O jurista manifestou a Fachin uma preocupação quanto às dificuldades que os líderes religiosos poderiam enfrentar para realizarem seu trabalho durante os 45 dias de campanha eleitoral. “Nesses 45 dias, quando o pastor ou o padre abrirem a boca, vai ser considerado abuso ou vai ser considerado influência? É natural que um padre, um pastor, um líder religioso exerça influência. Por isso que ele é líder”, afirma.
Vieira diz ainda que a lógica aplicada nesse caso poderia acabar extrapolando para outras manifestações culturais que, em alguma medida, têm aspectos de religião, como a cultura dos influenciadores digitais. “Não é à toa que figuras tipo Felipe Neto são chamadas de ‘influencer’. Eles influenciam as pessoas que os seguem. Eles também vão ser punidos por abuso de poder religioso? A religião pode também ser imanente, pode também ser secular. Quando você pega um influencer digital desse, não deixa de ser uma espécie de religião”, observa.
Linha entre o que é ou não abuso de poder religioso é pouco clara, afirma jurista
Para Vieira, uma eventual decisão do TSE favorável à punição do abuso de poder religioso representaria uma mordaça à prática religiosa. “Muitas pessoas não vão mais querer falar sobre política, porque podem ser punidas”, afirma.
Líderes religiosos estariam o tempo todo sob a ameaça de uma punição, o que feriria a liberdade religiosa, avalia o jurista. “Você coloca uma espada de Dâmocles em cima da cabeça dos líderes e dos fiéis, aquela espada que fica pendurada por um fio acima da sua cabeça o tempo inteiro. A qualquer momento a espada pode cair. Isso afronta a cidadania, o pluralismo político”, diz.
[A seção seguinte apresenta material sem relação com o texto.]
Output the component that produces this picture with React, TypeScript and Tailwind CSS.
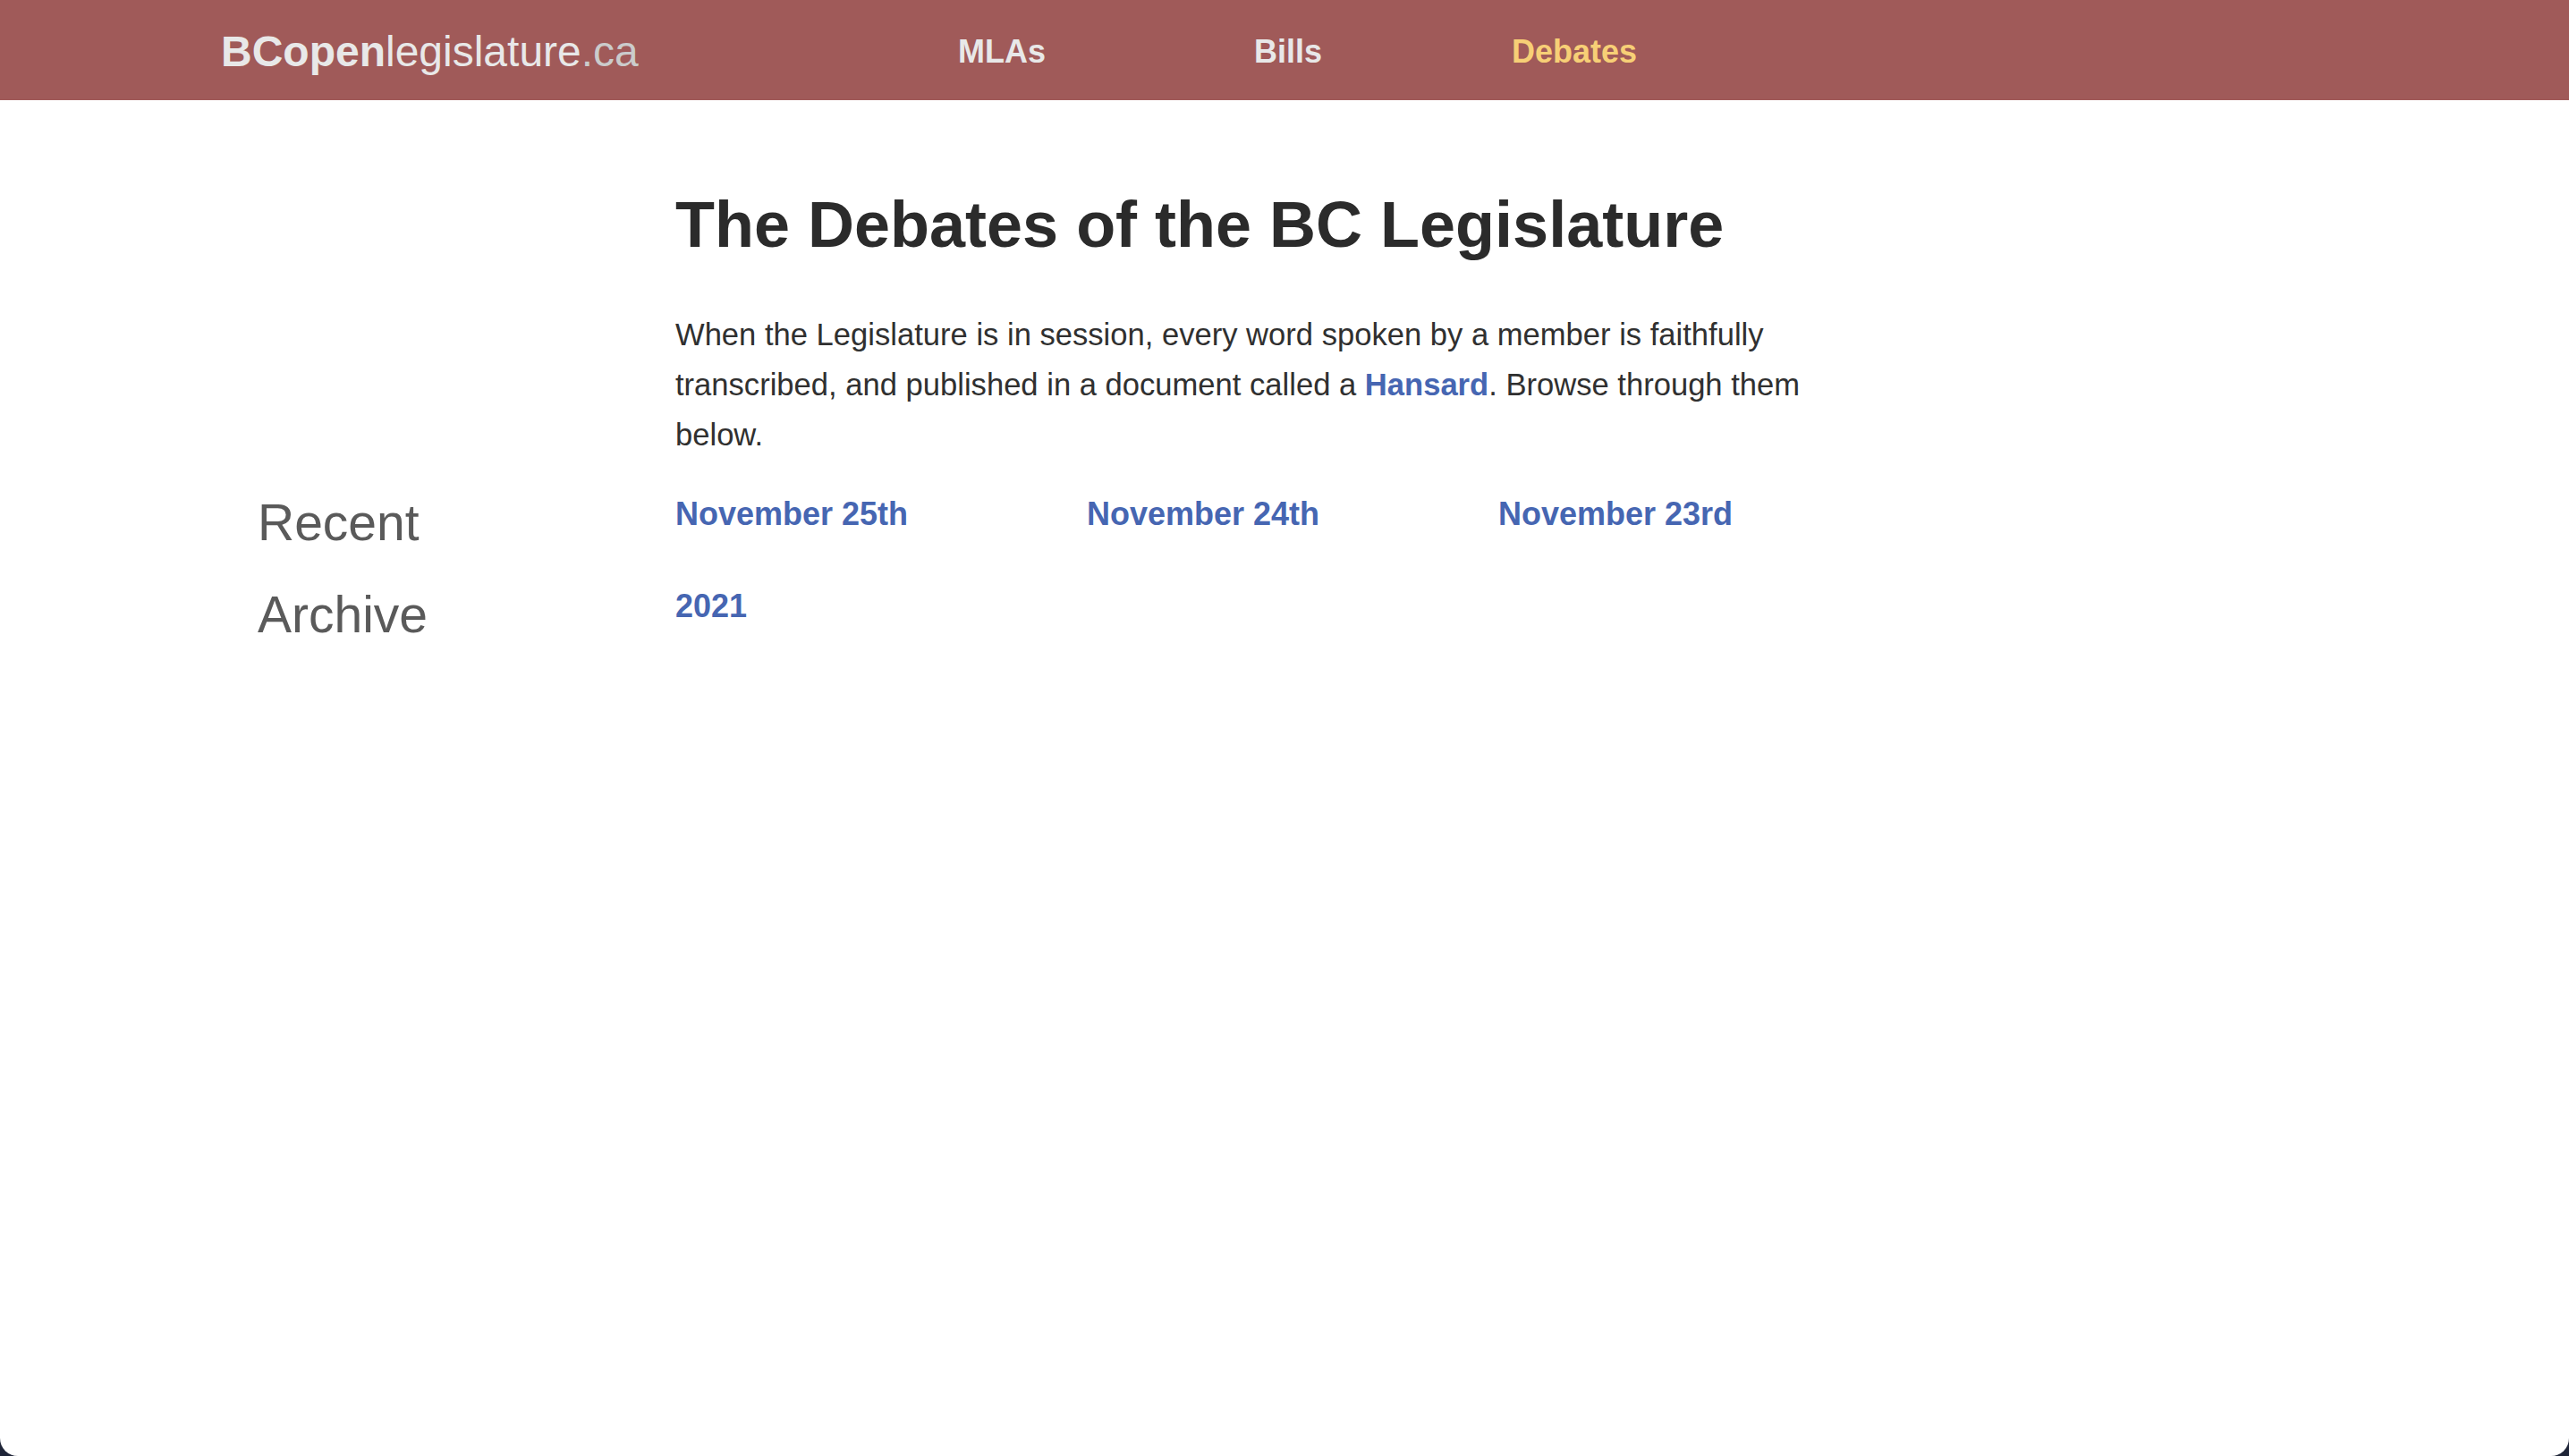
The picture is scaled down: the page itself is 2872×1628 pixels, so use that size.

Vieira também chama a atenção para a dificuldade de se traçar uma linha clara entre o que é e o que não é abuso. “Qual é a metodologia semântica para saber o âmbito do que é religião no discurso e do que não é? Quem vai dizer qual é essa metodologia semântica? ‘Aqui foi religião, aqui não foi. Aqui foi manipulação, foi influência…’ Isso é muito gasoso. Não é nem líquido, é gasoso. Você não consegue nem enxergar”, diz. “Precisamos de segurança jurídica, de coisas sólidas, que nós enxergamos e tocamos. Isso é característico da lei. A lei tem esse papel. E a lei emana do povo pelo Congresso Nacional.”
Fachin reafirma compromisso com o diálogo
O ministro Edson Fachin reafirmou aos participantes do encontro seu compromisso, como magistrado, com o diálogo. Ele reconheceu a importância da religiosidade na composição da identidade das pessoas e da sociedade. O magistrado contou que, em sua trajetória como ministro titular do TSE, já apreciou diversos casos em que se questionava o abuso do poder religioso em eleições.
Segundo o ministro, o seu voto no caso em julgamento é fruto de seus estudos ao longo dessas experiências e tem o intuito de estabelecer uma abordagem unificada da Justiça Eleitoral na questão do uso do discurso religioso no processo eleitoral.
“Tenho a preocupação prática de que não deveríamos deixar surgir uma miríade de casos nos Tribunais Regionais Eleitorais e, talvez, passar à Justiça Eleitoral uma orientação para evidenciar que as hipóteses de abuso do poder religioso são raras e excepcionais e então estabelecer esses filtros”, explicou.